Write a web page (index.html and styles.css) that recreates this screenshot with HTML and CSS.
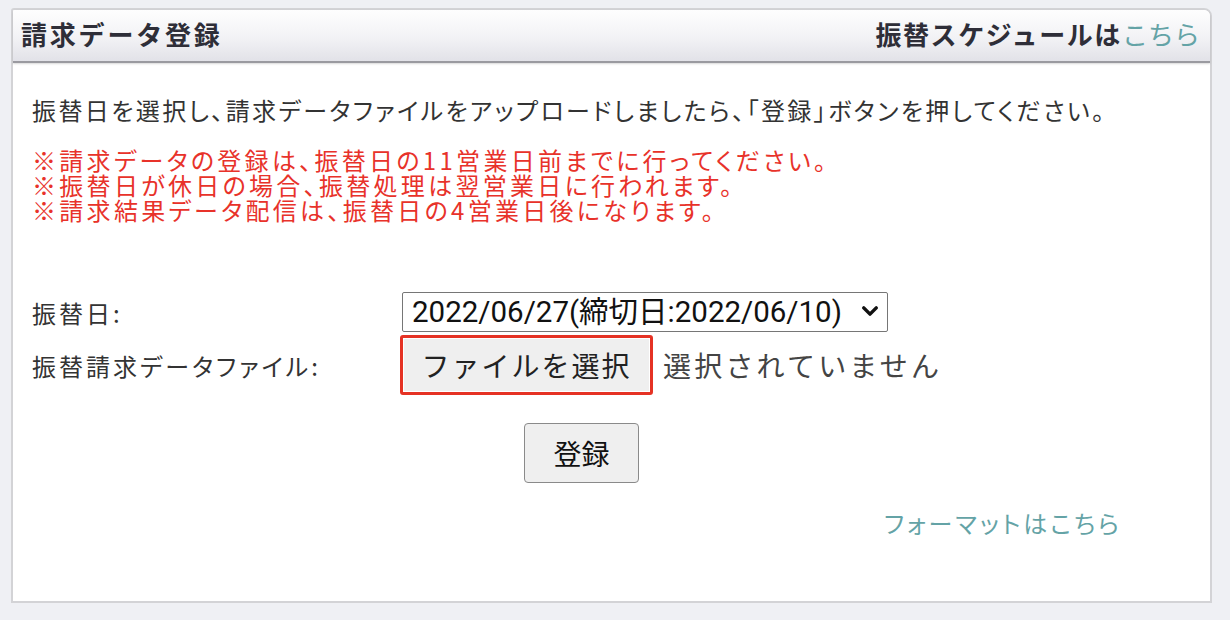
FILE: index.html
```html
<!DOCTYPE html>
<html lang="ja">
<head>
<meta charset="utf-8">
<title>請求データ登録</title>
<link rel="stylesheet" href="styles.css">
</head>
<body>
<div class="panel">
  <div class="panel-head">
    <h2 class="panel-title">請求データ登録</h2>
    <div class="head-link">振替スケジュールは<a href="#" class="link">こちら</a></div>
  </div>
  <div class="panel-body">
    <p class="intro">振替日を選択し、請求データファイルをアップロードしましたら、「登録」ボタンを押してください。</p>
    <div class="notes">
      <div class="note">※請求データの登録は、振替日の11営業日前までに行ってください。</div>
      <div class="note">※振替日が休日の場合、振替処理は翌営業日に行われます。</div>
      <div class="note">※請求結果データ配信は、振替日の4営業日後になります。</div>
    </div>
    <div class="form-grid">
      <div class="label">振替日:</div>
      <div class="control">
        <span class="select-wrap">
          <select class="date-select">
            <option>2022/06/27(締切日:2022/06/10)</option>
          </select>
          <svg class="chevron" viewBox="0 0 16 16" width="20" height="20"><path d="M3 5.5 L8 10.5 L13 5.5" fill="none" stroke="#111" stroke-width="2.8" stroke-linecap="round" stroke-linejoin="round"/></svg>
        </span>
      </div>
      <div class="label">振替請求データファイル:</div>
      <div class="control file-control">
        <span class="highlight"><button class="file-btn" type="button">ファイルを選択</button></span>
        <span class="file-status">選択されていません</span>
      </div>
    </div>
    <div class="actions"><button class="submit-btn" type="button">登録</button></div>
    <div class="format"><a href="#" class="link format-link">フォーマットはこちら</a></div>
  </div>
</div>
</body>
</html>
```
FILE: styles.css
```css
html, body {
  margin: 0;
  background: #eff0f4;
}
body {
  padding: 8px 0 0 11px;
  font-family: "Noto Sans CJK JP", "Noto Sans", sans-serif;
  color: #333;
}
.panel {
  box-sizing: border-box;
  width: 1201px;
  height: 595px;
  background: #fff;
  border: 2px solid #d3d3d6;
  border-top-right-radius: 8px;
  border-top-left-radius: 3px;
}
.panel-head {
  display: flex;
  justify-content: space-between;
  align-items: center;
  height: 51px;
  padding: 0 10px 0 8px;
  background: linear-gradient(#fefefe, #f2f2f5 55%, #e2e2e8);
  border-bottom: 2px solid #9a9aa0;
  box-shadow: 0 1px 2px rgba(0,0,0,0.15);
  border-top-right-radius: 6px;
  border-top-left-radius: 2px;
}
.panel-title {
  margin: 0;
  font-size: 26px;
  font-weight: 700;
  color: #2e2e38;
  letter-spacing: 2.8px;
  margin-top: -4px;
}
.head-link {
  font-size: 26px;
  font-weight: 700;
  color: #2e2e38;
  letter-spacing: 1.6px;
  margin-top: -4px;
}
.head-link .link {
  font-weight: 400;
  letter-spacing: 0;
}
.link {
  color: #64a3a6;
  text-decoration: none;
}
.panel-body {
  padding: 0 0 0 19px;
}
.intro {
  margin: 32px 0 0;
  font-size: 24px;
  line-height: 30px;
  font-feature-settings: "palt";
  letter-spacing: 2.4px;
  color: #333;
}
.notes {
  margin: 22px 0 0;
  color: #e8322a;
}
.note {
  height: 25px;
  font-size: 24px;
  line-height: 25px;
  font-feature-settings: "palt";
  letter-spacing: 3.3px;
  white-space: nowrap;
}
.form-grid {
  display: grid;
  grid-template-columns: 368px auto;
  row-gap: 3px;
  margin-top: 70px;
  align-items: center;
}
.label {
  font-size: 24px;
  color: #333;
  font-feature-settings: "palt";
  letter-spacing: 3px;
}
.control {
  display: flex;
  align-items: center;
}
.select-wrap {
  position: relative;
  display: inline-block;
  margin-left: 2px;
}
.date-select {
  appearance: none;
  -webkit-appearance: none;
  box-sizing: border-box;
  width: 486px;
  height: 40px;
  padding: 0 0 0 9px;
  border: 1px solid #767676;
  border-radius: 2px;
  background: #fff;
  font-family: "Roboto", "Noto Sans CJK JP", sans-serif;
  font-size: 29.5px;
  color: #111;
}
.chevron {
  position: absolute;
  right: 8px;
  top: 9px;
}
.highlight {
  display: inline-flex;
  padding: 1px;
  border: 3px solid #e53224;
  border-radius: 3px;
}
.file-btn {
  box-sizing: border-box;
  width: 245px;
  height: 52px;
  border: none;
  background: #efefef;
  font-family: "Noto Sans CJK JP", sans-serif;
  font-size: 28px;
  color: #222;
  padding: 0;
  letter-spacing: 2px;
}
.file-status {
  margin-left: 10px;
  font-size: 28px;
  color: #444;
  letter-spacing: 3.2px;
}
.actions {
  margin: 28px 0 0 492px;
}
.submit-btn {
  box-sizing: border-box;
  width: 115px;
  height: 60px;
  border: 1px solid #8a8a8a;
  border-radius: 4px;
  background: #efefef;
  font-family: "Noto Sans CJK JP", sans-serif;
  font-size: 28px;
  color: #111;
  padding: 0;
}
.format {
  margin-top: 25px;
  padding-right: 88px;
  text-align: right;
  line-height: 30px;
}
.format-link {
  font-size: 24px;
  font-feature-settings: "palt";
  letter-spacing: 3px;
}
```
* * *
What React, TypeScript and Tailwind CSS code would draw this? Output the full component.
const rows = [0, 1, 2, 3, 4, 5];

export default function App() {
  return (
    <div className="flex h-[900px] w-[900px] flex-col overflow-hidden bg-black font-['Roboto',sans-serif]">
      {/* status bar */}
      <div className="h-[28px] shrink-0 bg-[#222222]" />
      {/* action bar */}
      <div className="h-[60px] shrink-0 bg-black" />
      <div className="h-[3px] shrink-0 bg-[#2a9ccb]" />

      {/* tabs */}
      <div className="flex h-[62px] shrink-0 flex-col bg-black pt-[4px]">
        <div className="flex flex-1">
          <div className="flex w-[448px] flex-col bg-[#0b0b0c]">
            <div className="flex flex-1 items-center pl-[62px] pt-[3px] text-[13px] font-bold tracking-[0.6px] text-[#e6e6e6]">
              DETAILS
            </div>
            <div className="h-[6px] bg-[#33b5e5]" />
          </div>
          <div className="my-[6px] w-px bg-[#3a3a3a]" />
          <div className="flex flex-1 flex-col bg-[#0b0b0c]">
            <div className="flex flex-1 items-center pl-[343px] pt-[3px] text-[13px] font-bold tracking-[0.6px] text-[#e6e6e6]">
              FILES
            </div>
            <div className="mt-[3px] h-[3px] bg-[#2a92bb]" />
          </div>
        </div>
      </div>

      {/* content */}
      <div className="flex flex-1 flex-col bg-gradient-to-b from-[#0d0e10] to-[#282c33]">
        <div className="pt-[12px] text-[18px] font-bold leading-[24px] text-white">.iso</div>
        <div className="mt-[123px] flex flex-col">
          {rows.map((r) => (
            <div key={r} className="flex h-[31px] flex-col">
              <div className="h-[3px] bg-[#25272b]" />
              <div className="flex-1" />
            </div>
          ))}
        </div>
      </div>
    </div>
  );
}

Work to do: From the listing above, copy every line that holds the string "styles".

Expected answer:
Write a web page (index.html and styles.css) that recreates this screenshot with HTML and CSS.
<link rel="stylesheet" href="styles.css">
FILE: styles.css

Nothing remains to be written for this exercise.